Ran past the Everest ride which was very funny. It was strange thinking that it was only a year ago since we were trekking the trail to the real Everest. I probably would never have trained for this had we not been there. Ran past the AK’s new Dinoland. Went by quite quickly.

Very disappointed to get overtaken by the 4:30 pacer – I should be doing better than this. Coming out of AK we reached the halfway point. People were perking up considerably at the sight of the sign – no idea why. We’ve still got the same to run again.

Another 5 miles of roads which went by quite quickly. The cambers on the turns in the intersections were mental. Almost running at a 45 deg angle. Very tough on the ankles, knees and legs

(Forgot to mention that en-route there had been numerous uniformed, marching high school bands and cheerleaders. That also made me emotional.

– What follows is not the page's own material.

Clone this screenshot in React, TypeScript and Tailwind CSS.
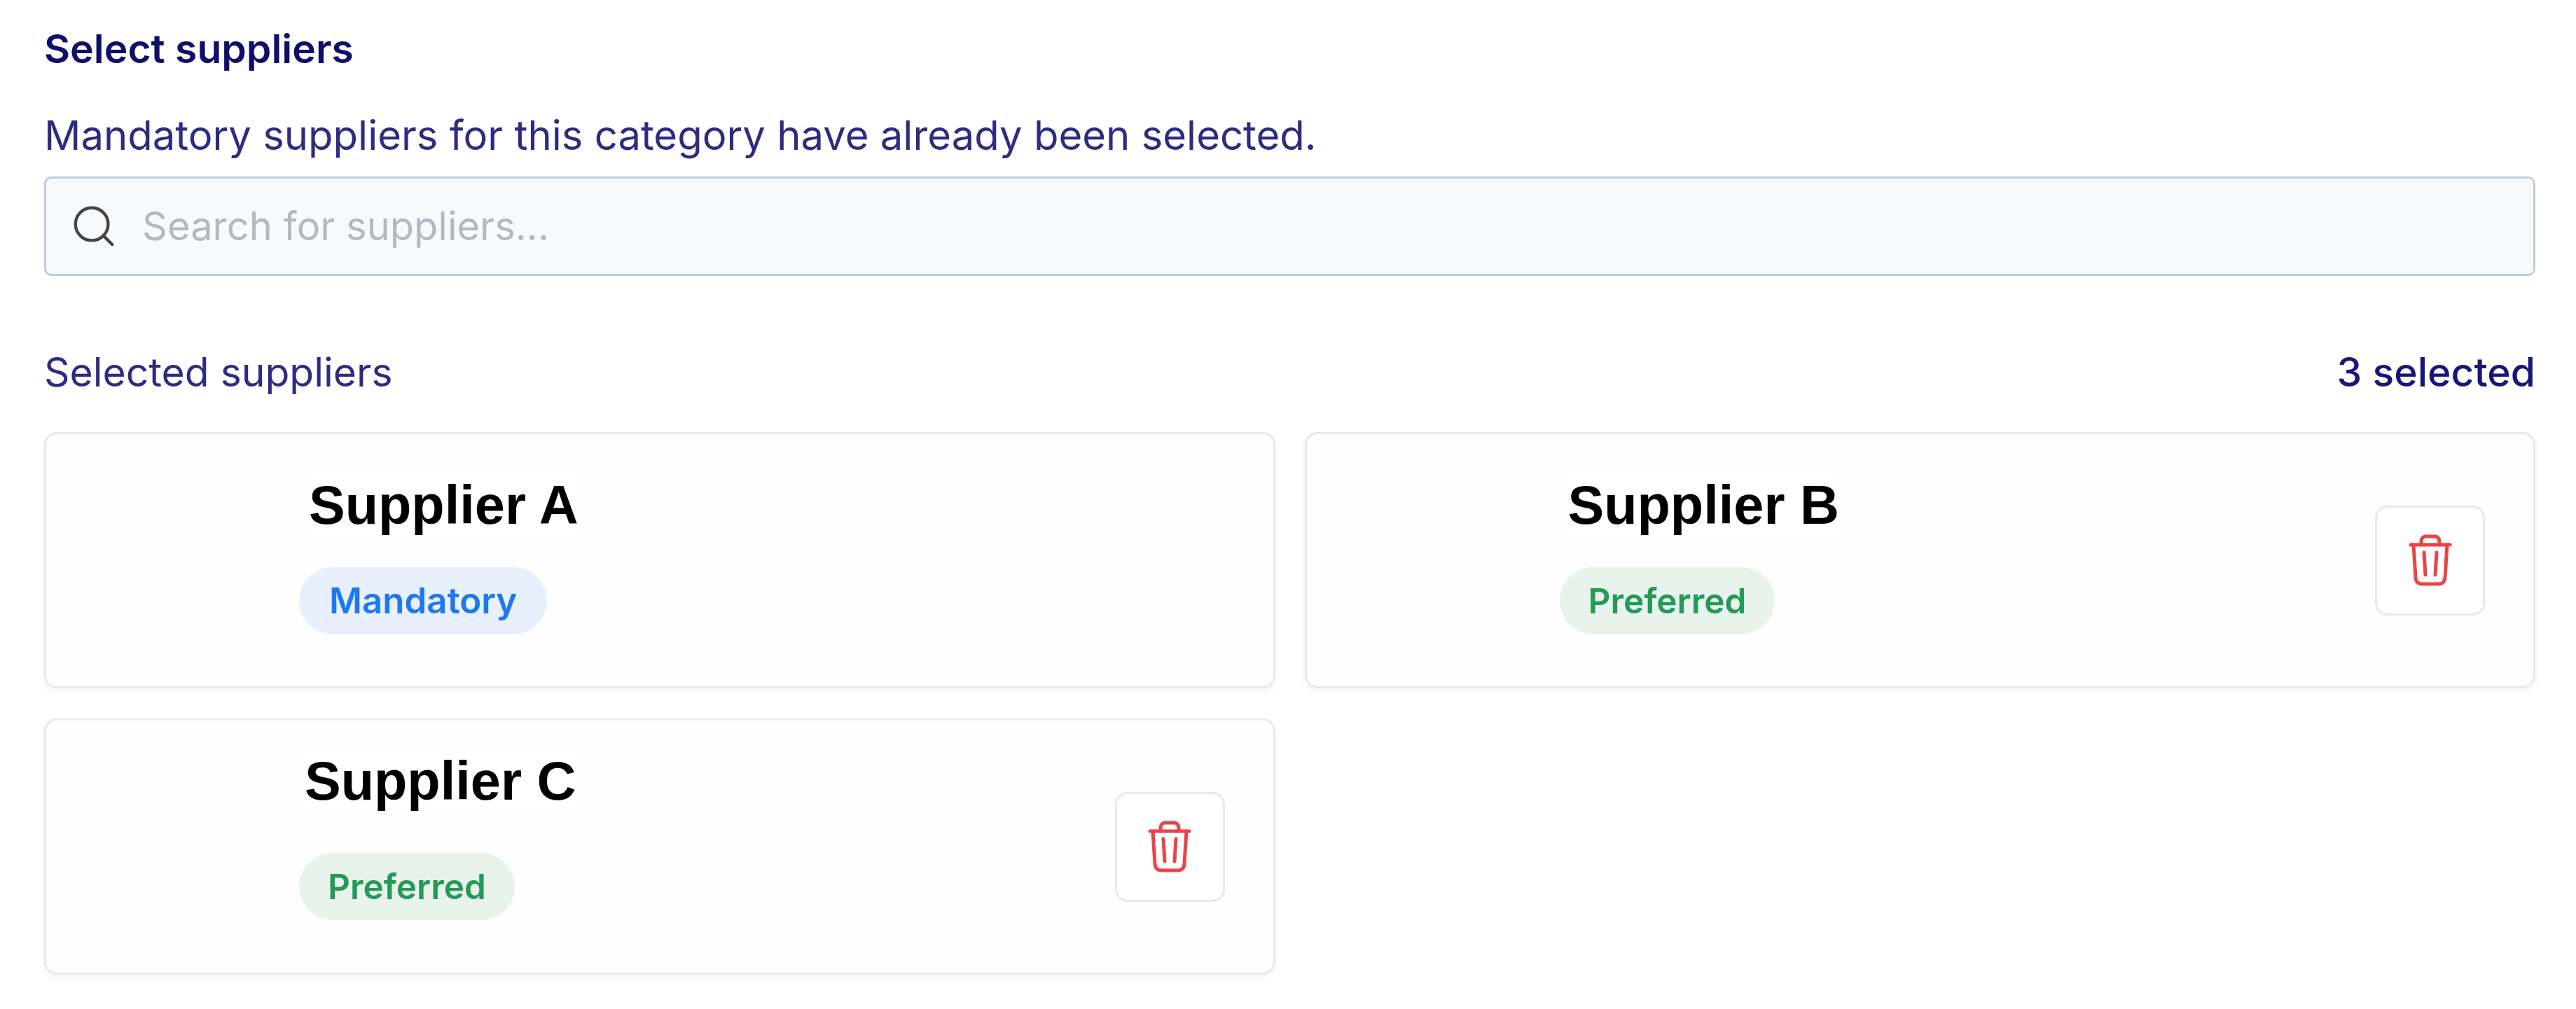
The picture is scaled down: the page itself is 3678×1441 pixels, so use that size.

Between sweating and crying, I was like a prune)

(NOTE: The banana advice I got from a fellow runner last night was spot on. At 11 miles, my stomach started to cramp and I thought I was going to be in trouble. Just as it happened a banana stop came into view. It was very difficult to eat and run. I looked like a chipmunk with it stored in my cheeks. It killed the cramps almost immediately. It’s obviously potassium that’s doing the trick. Had another one at 17 miles)

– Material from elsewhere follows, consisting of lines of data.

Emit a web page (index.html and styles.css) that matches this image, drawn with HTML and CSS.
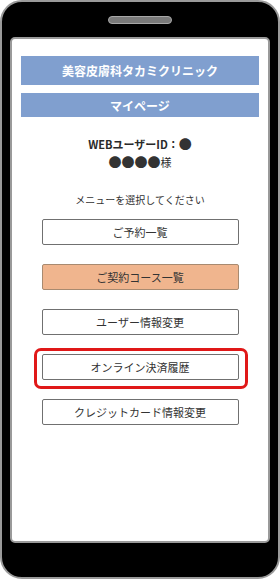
FILE: index.html
```html
<!DOCTYPE html>
<html lang="ja">
<head>
<meta charset="utf-8">
<link rel="stylesheet" href="styles.css">
</head>
<body>
<div class="phone">
  <div class="speaker"></div>
  <div class="screen">
    <div class="bar bar-title">美容皮膚科タカミクリニック</div>
    <div class="bar bar-sub">マイページ</div>
    <div class="info">
      <div class="info-line">WEBユーザーID：<span class="dot">●</span></div>
      <div class="info-line"><span class="dot">●●●●</span><span class="sama">様</span></div>
    </div>
    <p class="lead">メニューを選択してください</p>
    <div class="menu">
      <div class="btn">ご予約一覧</div>
      <div class="btn btn-active">ご契約コース一覧</div>
      <div class="btn">ユーザー情報変更</div>
      <div class="btn btn-marked">オンライン決済履歴</div>
      <div class="btn">クレジットカード情報変更</div>
    </div>
  </div>
</div>
</body>
</html>
```
FILE: styles.css
```css
* { box-sizing: border-box; }
html, body { margin: 0; padding: 0; background: #fff; }
body {
  font-family: "Noto Sans CJK JP", "Noto Sans", sans-serif;
  color: #333;
}
.phone {
  width: 280px;
  height: 579px;
  background: #000;
  border: 2px solid #9a9a9a;
  border-radius: 22px;
  padding-top: 14px;
  display: flex;
  flex-direction: column;
  align-items: center;
}
.speaker {
  width: 64px;
  height: 8px;
  border-radius: 4px;
  background: #7a7a7a;
  border: 1.5px solid #a8a8a8;
}
.screen {
  margin-top: 13px;
  width: 260px;
  height: 506px;
  background: #fff;
  border: 2px solid #9a9a9a;
  border-radius: 5px;
  padding: 17px 9px 0;
  display: flex;
  flex-direction: column;
}
.bar {
  background: #809fcf;
  color: #fff;
  font-weight: bold;
  font-size: 12px;
  display: flex;
  align-items: center;
  justify-content: center;
}
.bar-title { height: 29px; }
.bar-sub { height: 24px; margin-top: 8px; }
.info {
  margin-top: 18px;
  text-align: center;
  font-weight: bold;
  font-size: 11px;
  line-height: 18px;
  color: #2a2a2a;
}
.dot { font-size: 13px; color: #333; }
.sama { font-weight: normal; }
.lead {
  margin: 21px 0 0;
  text-align: center;
  font-size: 10px;
  line-height: 16px;
}
.menu {
  margin-top: 11px;
  display: flex;
  flex-direction: column;
  align-items: center;
  gap: 19px;
}
.btn {
  width: 197px;
  height: 26px;
  border: 1px solid #707070;
  border-radius: 2px;
  background: #fff;
  font-size: 11px;
  display: flex;
  align-items: center;
  justify-content: center;
  color: #333;
}
.btn-active {
  background: #f0b58e;
  border-color: #a88a70;
}
.btn-marked { position: relative; }
.btn-marked::after {
  content: "";
  position: absolute;
  top: -7px;
  bottom: -10px;
  left: -9px;
  right: -10px;
  border: 3px solid #e01818;
  border-radius: 7px;
}
```
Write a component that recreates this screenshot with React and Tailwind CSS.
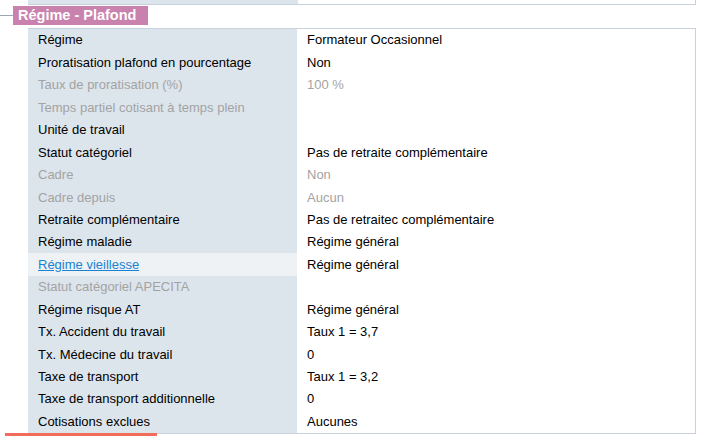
export default function App() {
  const rows = [
    ["Régime", "Formateur Occasionnel"],
    ["Proratisation plafond en pourcentage", "Non"],
    ["Taux de proratisation (%)", "100 %", true],
    ["Temps partiel cotisant à temps plein", "", true],
    ["Unité de travail", ""],
    ["Statut catégoriel", "Pas de retraite complémentaire"],
    ["Cadre", "Non", true],
    ["Cadre depuis", "Aucun", true],
    ["Retraite complémentaire", "Pas de retraitec complémentaire"],
    ["Régime maladie", "Régime général"],
    ["Régime vieillesse", "Régime général", false, true],
    ["Statut catégoriel APECITA", "", true],
    ["Régime risque AT", "Régime général"],
    ["Tx. Accident du travail", "Taux 1 = 3,7"],
    ["Tx. Médecine du travail", "0"],
    ["Taxe de transport", "Taux 1 = 3,2"],
    ["Taxe de transport additionnelle", "0"],
    ["Cotisations exclues", "Aucunes"],
  ];
  return (
    <div className="w-[702px] h-[436px] bg-white overflow-hidden relative text-[13px] text-black" style={{ fontFamily: '"Liberation Sans", Arial, sans-serif' }}>
      <div className="ml-[28px] w-[668px] h-[5px] flex border-b border-r border-[#c9d2dc]">
        <div className="w-[270px] bg-[#dde5ec]"></div>
        <div className="flex-1 bg-white"></div>
      </div>
      <div className="flex items-center h-[19px] mt-[1px]">
        <div className="w-[13px] h-px bg-[#9aa6b3]"></div>
        <div className="bg-[#c982ad] text-white font-bold text-[14.5px] leading-[19px] px-[5px] w-[135px] whitespace-nowrap">Régime - Plafond</div>
      </div>
      <div className="ml-[28px] mt-[3px] w-[668px] border-t border-r border-b border-[#c9d2dc]">
        {rows.map(([l, r, dis, link], i) => (
          <div key={i} className="flex h-[22.45px] items-center">
            <div className={`w-[269px] h-full flex items-center pl-[10px] whitespace-nowrap ${link ? "bg-[#eef2f5]" : "bg-[#dde5ec]"} ${dis ? "text-[#a3a3a3]" : ""}`}>
              {link ? <span className="text-[#1a82d0] underline">{l}</span> : l}
            </div>
            <div className={`flex-1 pl-[10px] ${dis ? "text-[#a3a3a3]" : ""}`}>{r}</div>
          </div>
        ))}
      </div>
      <div className="absolute left-[5px] top-[433px] w-[152px] h-[3px] bg-[#f26b5b]"></div>
    </div>
  );
}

At 16.5 miles did a sharp left into ESPN. At this point, there were runners who were ahead of us on the other side of the highway. They were at 21 miles. That was a bit tough to handle.

Entered the gates of ESPN at 17 miles; left 3 miles later having run around EVERY conceivable sports groud known to man. Who knew the Americans played that many sports. Each time you left a sports ground, thinking it was your last, then you entered another one. What a nightmare.

Finally got to the baseball stadium, which I knew was the last one. Mickey Mouse was there and lots more cheering supporters.

At 21 miles we arrived at the only hill on the course (A bank to an intersection- hahaha). The much anticipated Toy Story Green Soldiers did not disappoint. They were barking orders to run faster, dig-in, etc at all the runners. I gritted my teeth and speeded up.

Another 2 miles to Hollywood Studios. At this point, I was doing lots of motivational talking in my head. 22.5 miles was the longest I’d ever run in my training. I had to keep saying to myself that it was only a  parkun.

Into Hollywood Studios past the Tower of Terror. Runners were stopping for rides – not me. You could hear people screaming as you ran on through the park.

Onward through Washington Sq gardens and the set of the New York streets with the false perspective. Ran through the Big Movie ride in the dark. Exited via Hollywood Bvd. We then ran around the lake and the Boardwalk.

Entered Epcot just in front of the UK part of the Round the World and then ran around all the countries of the world at Epcot Showcase. I was really biting back the emotional blubbering.
More head ‘talking-to’.

It was amazing when Spaceship Earth came into view. My last mile was bizarrely my quickest.

 

Finished 4 hrs 45 – blubbed my eyes out.

         

Rang Michael straight away. He told me that Lucy was doing really well so I decided to wait for her rather than go to the hotel as planned.

Got more photo’s together and Lucy posted on Facebook. More donations for our Just Giving page for the Alzheimer’s Society (we made over £3500 at the final count). Back to the hotel.

Both had ice baths which were a life saver. The only problem was that as soon as I got in the bath I discovered that I’d got blisters on my bum; Lucy was similarly scarred.


Once clean and tidy and Savlon-ed up, we headed back to Epcot in our T-shirts and medals to get more photos. It was brilliant. Everyone was congratulating us. Rode the all rides at Epcot. Mexico for dinner.

Back to the hotel and bed at 9:30

WHAT IN UTTERLY AMAZING DAY. EXCEEDED ALL EXPECTATIONS.